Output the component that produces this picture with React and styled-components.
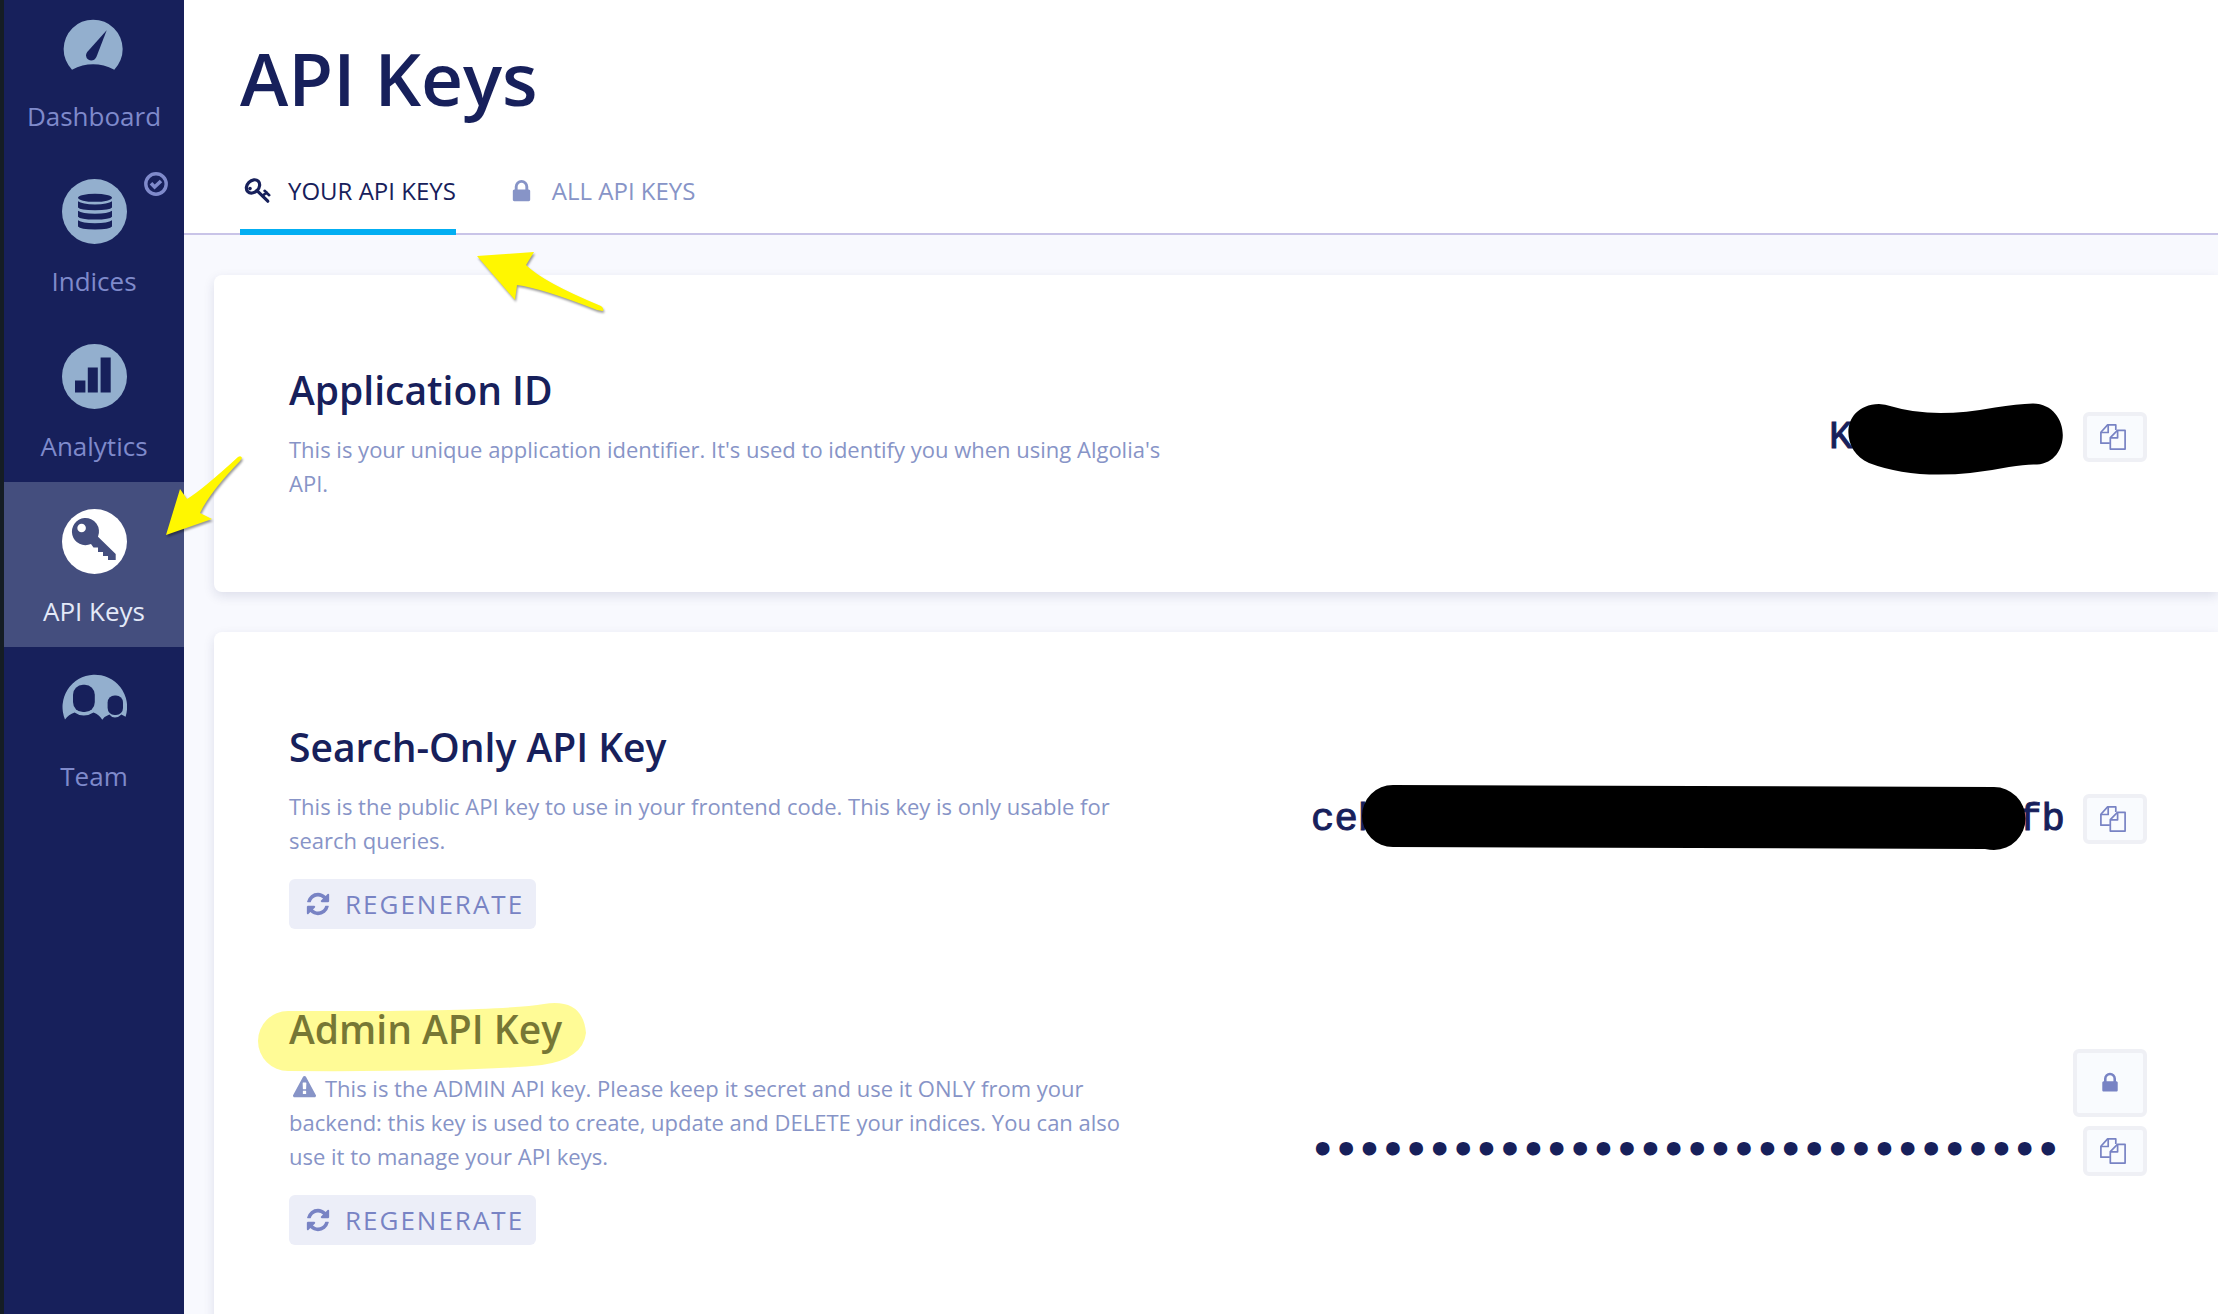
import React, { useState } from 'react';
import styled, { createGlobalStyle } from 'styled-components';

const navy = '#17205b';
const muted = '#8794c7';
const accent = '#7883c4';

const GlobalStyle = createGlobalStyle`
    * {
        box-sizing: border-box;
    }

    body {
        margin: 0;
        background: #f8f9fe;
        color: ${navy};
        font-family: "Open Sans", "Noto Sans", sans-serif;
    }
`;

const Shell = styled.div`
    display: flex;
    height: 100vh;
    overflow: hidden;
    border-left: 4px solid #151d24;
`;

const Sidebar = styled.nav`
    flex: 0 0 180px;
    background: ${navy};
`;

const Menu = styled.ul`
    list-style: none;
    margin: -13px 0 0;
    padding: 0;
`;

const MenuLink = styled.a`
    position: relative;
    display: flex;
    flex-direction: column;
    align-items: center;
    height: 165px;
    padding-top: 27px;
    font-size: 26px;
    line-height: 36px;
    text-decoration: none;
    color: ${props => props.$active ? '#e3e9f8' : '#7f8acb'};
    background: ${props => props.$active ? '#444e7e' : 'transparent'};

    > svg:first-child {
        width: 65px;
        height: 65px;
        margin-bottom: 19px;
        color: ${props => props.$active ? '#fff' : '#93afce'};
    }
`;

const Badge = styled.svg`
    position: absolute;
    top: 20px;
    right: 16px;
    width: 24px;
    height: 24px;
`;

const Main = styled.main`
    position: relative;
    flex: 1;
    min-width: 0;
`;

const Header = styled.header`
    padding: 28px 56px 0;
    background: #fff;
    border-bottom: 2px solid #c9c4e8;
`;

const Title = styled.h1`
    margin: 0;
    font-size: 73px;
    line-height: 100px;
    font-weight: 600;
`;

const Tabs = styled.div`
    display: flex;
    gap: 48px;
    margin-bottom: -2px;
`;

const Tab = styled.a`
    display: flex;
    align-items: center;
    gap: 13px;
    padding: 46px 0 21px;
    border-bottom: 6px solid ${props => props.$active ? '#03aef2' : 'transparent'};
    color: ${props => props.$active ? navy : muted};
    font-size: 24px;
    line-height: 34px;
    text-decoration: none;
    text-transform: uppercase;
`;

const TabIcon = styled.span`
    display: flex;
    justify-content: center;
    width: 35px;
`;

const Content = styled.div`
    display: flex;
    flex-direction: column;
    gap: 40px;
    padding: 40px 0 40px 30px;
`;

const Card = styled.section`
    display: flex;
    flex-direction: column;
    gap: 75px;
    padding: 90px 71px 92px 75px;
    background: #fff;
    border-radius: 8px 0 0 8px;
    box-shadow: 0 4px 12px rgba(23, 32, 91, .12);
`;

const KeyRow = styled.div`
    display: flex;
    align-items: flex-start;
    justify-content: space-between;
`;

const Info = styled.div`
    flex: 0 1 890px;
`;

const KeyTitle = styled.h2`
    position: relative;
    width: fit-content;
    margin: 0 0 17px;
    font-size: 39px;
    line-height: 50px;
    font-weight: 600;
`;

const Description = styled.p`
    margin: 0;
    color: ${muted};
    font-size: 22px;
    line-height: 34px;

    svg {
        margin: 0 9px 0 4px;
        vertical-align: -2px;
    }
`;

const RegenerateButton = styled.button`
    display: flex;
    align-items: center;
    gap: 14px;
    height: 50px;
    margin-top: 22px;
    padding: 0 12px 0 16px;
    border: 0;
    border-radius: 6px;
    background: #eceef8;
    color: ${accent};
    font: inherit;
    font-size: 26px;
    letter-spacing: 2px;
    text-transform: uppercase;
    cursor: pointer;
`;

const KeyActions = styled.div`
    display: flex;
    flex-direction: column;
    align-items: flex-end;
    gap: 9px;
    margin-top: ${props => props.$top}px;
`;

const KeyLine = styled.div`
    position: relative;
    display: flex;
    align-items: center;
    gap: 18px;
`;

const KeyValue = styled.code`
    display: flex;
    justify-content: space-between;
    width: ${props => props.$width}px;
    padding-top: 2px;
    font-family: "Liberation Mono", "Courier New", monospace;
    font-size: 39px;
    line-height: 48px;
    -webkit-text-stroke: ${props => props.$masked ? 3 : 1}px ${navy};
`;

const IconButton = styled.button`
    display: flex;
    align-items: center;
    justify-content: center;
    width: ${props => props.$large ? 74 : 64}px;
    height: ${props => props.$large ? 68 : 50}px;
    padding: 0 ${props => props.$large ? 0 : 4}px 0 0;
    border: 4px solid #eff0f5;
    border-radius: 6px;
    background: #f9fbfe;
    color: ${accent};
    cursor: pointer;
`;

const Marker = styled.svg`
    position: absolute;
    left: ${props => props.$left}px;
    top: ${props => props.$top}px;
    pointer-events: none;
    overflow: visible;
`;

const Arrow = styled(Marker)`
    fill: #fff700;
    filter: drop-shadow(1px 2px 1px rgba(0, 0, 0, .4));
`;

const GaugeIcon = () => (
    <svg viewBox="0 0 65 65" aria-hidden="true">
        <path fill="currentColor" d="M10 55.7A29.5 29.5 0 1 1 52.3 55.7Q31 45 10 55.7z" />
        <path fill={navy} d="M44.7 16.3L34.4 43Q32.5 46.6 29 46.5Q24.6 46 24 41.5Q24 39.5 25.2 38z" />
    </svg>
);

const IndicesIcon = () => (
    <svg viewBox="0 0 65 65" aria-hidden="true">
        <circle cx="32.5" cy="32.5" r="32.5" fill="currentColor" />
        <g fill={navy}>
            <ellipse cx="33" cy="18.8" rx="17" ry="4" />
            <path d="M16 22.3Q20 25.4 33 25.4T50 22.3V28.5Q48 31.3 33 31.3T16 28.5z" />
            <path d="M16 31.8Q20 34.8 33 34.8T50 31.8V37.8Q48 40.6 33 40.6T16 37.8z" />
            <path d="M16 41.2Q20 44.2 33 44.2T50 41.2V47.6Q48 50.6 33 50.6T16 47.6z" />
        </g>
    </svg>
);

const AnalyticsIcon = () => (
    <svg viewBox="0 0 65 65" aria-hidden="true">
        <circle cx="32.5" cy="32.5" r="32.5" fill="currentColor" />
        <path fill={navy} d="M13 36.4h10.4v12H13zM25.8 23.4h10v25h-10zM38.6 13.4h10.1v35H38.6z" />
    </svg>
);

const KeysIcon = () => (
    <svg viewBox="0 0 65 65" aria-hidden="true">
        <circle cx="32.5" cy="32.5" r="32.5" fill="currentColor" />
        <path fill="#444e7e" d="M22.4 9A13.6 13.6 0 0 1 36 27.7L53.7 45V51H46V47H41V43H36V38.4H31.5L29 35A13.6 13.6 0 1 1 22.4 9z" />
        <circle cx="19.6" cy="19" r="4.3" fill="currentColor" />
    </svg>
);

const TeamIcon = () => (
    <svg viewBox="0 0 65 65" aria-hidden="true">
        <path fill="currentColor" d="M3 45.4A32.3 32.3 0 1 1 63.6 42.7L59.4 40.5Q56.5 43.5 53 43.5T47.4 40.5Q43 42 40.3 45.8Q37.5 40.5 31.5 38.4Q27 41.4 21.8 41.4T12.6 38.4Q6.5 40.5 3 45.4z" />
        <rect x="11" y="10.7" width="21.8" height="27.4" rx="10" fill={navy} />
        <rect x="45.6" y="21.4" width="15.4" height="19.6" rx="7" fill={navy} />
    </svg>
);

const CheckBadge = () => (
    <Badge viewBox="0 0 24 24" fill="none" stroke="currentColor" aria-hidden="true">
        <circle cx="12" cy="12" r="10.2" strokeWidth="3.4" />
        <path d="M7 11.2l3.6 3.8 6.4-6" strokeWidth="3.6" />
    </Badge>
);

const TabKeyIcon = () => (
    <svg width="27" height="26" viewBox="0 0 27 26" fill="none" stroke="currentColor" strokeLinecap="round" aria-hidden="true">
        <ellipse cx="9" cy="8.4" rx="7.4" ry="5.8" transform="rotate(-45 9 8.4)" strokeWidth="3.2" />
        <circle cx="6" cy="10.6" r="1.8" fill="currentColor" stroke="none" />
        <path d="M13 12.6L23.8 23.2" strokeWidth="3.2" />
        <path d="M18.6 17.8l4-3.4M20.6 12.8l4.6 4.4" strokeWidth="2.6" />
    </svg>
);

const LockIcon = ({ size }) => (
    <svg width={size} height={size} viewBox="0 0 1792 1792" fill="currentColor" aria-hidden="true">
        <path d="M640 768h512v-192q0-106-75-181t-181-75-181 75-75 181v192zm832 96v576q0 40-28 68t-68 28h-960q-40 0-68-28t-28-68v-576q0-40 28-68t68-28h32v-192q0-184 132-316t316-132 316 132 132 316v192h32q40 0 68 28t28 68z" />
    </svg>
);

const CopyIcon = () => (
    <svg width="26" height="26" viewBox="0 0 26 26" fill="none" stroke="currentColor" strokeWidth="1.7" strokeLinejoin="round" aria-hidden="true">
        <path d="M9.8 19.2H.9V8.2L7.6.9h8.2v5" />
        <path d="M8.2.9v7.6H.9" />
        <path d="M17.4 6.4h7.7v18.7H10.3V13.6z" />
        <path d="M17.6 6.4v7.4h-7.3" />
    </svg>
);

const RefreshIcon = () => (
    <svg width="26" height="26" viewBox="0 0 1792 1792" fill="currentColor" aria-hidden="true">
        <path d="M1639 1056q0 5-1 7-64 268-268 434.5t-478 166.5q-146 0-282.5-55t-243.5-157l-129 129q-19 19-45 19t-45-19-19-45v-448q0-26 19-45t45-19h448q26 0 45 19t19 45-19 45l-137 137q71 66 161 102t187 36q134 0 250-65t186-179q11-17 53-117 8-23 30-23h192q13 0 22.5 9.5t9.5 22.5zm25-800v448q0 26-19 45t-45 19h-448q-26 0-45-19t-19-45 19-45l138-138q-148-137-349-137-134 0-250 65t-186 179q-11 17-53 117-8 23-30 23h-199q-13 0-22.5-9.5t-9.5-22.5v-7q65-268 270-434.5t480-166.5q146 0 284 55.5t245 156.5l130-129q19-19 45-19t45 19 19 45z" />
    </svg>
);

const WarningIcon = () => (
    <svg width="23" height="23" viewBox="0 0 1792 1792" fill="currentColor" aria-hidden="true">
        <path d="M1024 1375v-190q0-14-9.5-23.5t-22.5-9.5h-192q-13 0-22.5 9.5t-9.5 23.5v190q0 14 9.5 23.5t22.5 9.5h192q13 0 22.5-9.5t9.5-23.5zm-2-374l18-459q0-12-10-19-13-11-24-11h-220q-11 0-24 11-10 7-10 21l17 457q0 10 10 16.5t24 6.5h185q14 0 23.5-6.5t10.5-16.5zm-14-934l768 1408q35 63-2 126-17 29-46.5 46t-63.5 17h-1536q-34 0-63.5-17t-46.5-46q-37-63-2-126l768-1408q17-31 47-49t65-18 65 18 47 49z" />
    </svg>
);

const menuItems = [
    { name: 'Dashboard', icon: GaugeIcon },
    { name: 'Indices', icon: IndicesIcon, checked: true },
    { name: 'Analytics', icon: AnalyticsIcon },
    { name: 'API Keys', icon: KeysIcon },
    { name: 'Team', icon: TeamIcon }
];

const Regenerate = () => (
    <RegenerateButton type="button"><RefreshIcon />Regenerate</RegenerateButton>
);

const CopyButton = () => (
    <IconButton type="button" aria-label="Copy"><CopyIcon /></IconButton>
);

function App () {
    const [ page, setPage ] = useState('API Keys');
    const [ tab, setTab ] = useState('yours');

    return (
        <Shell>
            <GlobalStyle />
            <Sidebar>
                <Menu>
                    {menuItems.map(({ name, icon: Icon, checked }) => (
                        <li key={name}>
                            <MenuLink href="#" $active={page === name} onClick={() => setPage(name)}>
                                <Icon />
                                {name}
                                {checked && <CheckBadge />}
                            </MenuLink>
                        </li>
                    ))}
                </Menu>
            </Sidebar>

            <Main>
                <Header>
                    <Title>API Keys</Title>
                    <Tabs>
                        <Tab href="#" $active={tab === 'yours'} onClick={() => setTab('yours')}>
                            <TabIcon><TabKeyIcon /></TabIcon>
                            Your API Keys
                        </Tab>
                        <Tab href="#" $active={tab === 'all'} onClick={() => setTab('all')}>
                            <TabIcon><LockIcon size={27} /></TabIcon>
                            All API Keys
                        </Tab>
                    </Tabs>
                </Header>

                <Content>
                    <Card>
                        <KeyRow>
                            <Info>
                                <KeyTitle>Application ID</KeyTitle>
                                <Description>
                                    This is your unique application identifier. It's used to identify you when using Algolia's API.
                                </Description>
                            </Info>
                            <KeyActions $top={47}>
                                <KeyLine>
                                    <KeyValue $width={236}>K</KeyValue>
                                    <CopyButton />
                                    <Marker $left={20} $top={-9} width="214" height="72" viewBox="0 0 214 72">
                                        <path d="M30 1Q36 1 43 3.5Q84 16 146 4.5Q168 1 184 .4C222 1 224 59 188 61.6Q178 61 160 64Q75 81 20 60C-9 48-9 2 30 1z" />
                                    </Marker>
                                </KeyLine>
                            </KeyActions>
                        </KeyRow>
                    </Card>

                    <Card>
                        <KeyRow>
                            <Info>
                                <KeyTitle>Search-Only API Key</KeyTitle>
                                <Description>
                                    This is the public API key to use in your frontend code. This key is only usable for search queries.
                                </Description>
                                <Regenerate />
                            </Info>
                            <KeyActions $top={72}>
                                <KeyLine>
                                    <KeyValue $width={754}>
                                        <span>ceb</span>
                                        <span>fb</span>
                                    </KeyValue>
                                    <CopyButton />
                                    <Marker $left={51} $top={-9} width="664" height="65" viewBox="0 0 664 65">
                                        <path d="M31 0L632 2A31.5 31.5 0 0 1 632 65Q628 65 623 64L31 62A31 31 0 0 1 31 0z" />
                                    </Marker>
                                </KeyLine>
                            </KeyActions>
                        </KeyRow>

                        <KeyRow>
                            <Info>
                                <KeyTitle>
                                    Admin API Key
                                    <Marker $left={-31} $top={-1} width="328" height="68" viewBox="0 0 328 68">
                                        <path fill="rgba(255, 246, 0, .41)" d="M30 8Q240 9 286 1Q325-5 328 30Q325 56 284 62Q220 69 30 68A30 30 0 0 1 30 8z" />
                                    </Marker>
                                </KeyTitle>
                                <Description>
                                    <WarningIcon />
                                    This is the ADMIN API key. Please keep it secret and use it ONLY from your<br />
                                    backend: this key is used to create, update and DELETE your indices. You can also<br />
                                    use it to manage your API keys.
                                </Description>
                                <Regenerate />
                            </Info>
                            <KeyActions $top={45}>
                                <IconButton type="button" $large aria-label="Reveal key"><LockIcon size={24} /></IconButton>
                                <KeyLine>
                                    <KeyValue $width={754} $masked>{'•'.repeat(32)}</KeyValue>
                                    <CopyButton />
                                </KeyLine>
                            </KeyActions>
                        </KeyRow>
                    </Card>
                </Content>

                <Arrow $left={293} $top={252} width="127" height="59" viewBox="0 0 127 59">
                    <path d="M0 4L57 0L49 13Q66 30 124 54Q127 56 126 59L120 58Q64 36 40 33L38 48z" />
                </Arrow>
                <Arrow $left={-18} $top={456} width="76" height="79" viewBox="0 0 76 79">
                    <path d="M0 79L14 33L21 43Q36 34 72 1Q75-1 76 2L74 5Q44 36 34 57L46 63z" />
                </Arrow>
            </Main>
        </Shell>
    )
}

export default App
──────
- [Short exercise]: Count how many lines of the listing above include "React" and report that number alone.

- [Worked solution]: 2